We have 44 pages of ski property on our site (don't worry -you can narrow down your search by using the drop-down boxes towards the top of the page, the price range box possibly being the most useful), and information on many of the towns these properties are in or near (which you can access by clicking the relevant links on the right of the property details). It is then a matter of reading and researching which area/town may be the best for you.
I do hope that this information has been of help. Good luck with your search!
My daughter sold her French chalet in February and has been told that she is responsible for the local tax for this year on the grounds that under French law whoever owns the property in January is responsible for the whole year's tax. Is this correct? It seems dreadful.
Thanks for contacting us. I'm afraid what you have been told is correct, and has been the case for many years. Perhaps reading our article "Taxe Foncière and Taxe d'Habitation - property tax in France"""
( http://www.frenchpropertylinks.com/essential/taxe-fonciere.html), in particular the "your questions" section at the end, may be of interest.
What has been said here is that in most cases where a property is sold, it is up to the Notaire to arrange for new owners to agree to pay for the portion of the year that they will own the house. This should be sorted out when signing all the papers (I think in the final conveyance deed - acte de vente). If this wasn't included in the papers signed by your daughter and this wasn't discussed or agreed between the buyers and her, I understand she would have to pay the bill. (Unless of course she can persuade the new owners to pay or reimburse her, which I think might be difficult.)

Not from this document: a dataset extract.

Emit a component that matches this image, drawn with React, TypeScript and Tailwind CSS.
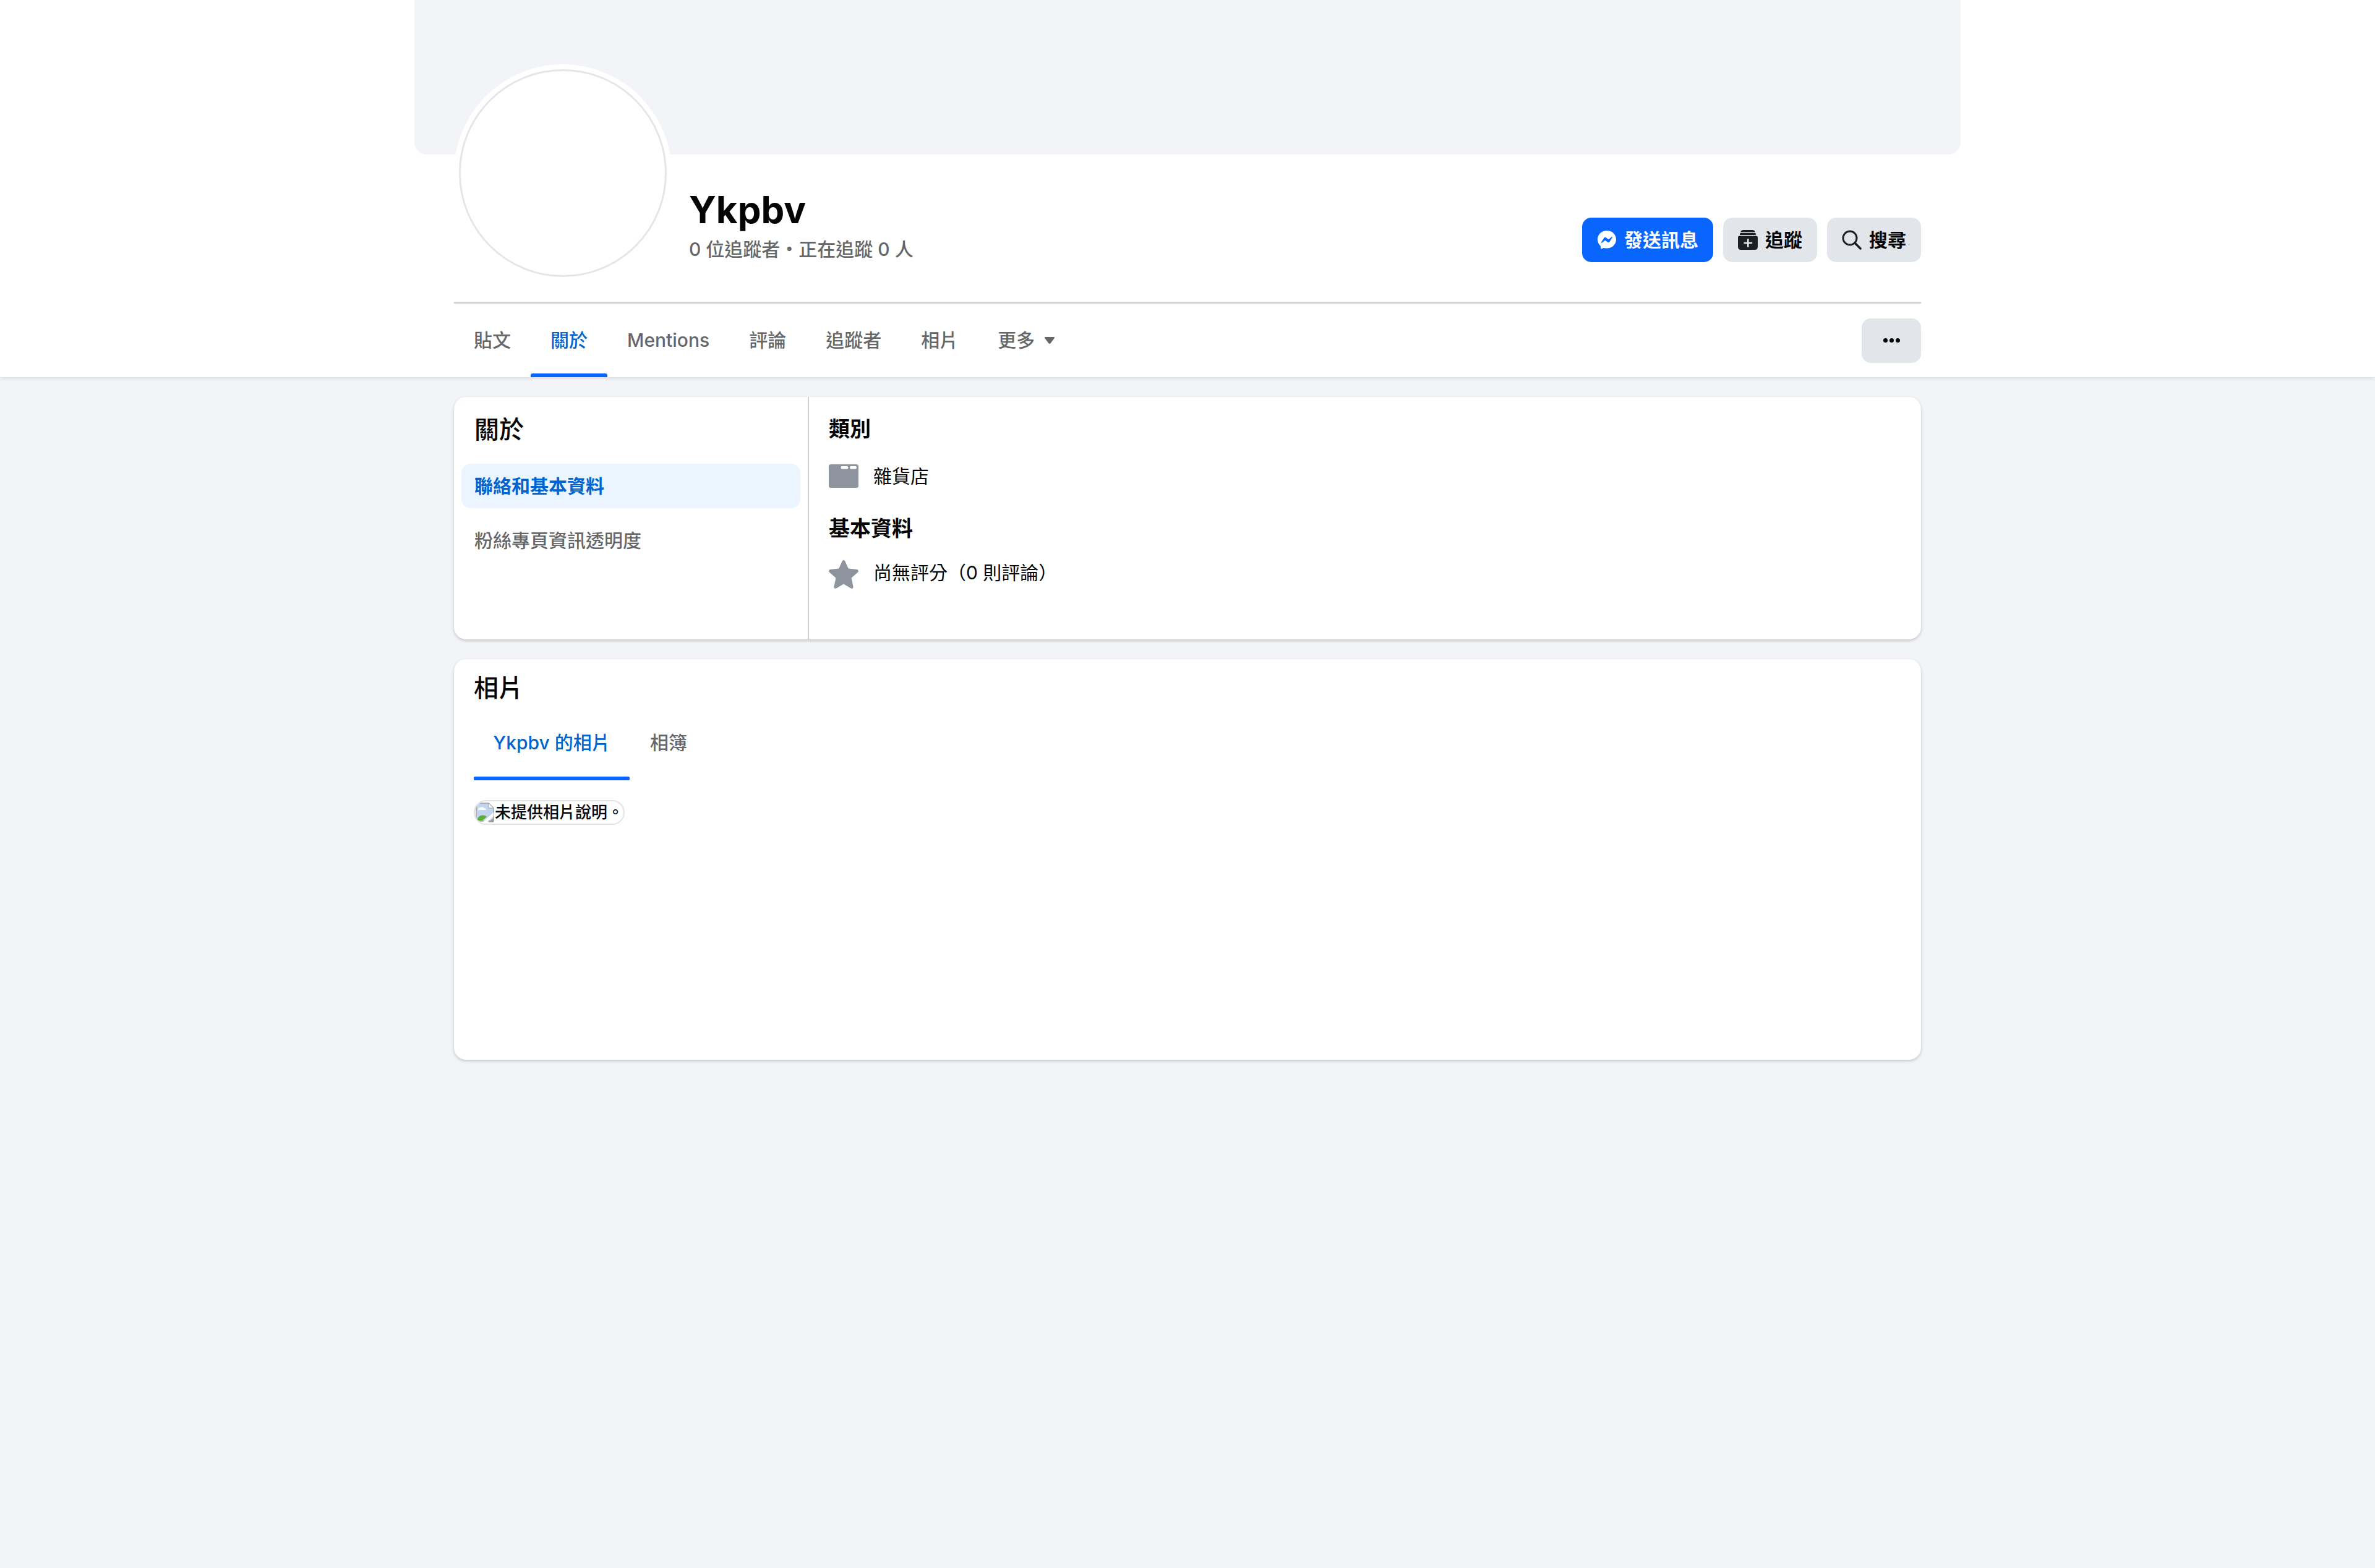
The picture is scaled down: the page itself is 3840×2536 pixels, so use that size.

Thank you very much for the quick reply and the answer. I must say it was what I expected. The French firm dealing with the sale have been an absolute disgrace throughout the proceedings. Amongst other things no mention was made of any possibility of negotiating the tax for a part of the year. And in fact the firm withheld a part of the sale price until (they said!) all possible debts had been paid. They then forwarded the balance. Now my daughter has been sent the additional bill. There is a word for this sort of thing but I wont print it! They will just have to pay up and put it down to experience which they dont intend to repeat. Many thanks.
I have just returned from a week skiing in the small resort of Chalmazel, which is 25 mins from our house in the Livradois-Foret. It was the most enjoyable week I have spent on the slopes. No queing, no crowds, fabulous snow and very friendly people. Is this one of France's best kept secrets? I am looking forward to next year!